Le travail social accompli auprès des jeunes des quartiers peut être utile mais, compte tenu du manque d'effectifs, la priorité doit être de lutter contre la délinquance et non de s'occuper de jeunes qui sont simplement oisifs. Le rapprochement entre la police et la gendarmerie est une source d'inquiétudes en raison du manque de moyens et des différences de statut. Les révisions du code de procédure pénale aboutissent toujours à compliquer les procédures et à rajouter des formalités administratives supplémentaires.
Il a récusé l'affirmation selon laquelle l'avancement serait lié à l'appartenance syndicale : certes, un syndicat a tendance à défendre, par priorité, ses adhérents mais les chefs de service peuvent promouvoir les fonctionnaires méritants.

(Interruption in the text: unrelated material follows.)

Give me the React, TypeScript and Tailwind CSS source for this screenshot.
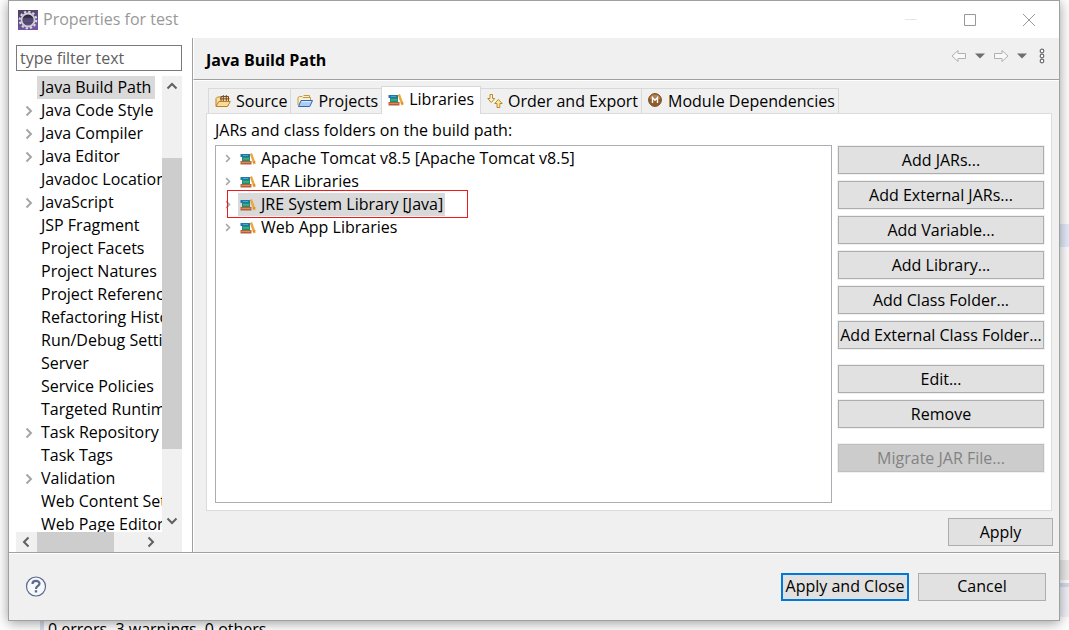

Geneviève Gendre, Unité Police, a affirmé que les fonctionnaires non syndiqués sont incités à adhérer à un syndicat avant la réunion des commissions paritaires d'avancement, ce qui porte atteinte à leur liberté de n'appartenir à aucune organisation.
Gilbert Abras, Unsa-Police, a indiqué que son organisation avait toujours soutenu la police de proximité, qui permettait de recueillir des renseignements et de s'intégrer à la population ; la révision générale des politiques publiques, avec les réductions d'effectifs qu'elle implique, conduit à faire disparaître les actions de prévention.
Jean-Pierre Godefroy, président, a souhaité mieux comprendre pourquoi la procédure d'enquête de l'IGS est critiquée.
Philippe Sebag, Alliance, a répondu que les instructions menées par l'IGS sont trop exclusivement à charge. Il a demandé que les fonctionnaires soient toujours accompagnés d'un élu du personnel lorsqu'ils comparaissent devant elle et que les membres de cette inspection soient plus fréquemment mutés.
Geneviève Gendre, Unité Police, a ajouté que la CNDS est perçue comme une deuxième IGS et que les comparutions devant cette instance sont stressantes, notamment en raison d'un manque d'informations des policiers sur son rôle exact.
Gilbert Abras, Unsa-Police, a estimé que la présomption d'innocence des policiers n'est pas respectée, que ce soit devant l'IGS ou devant la justice.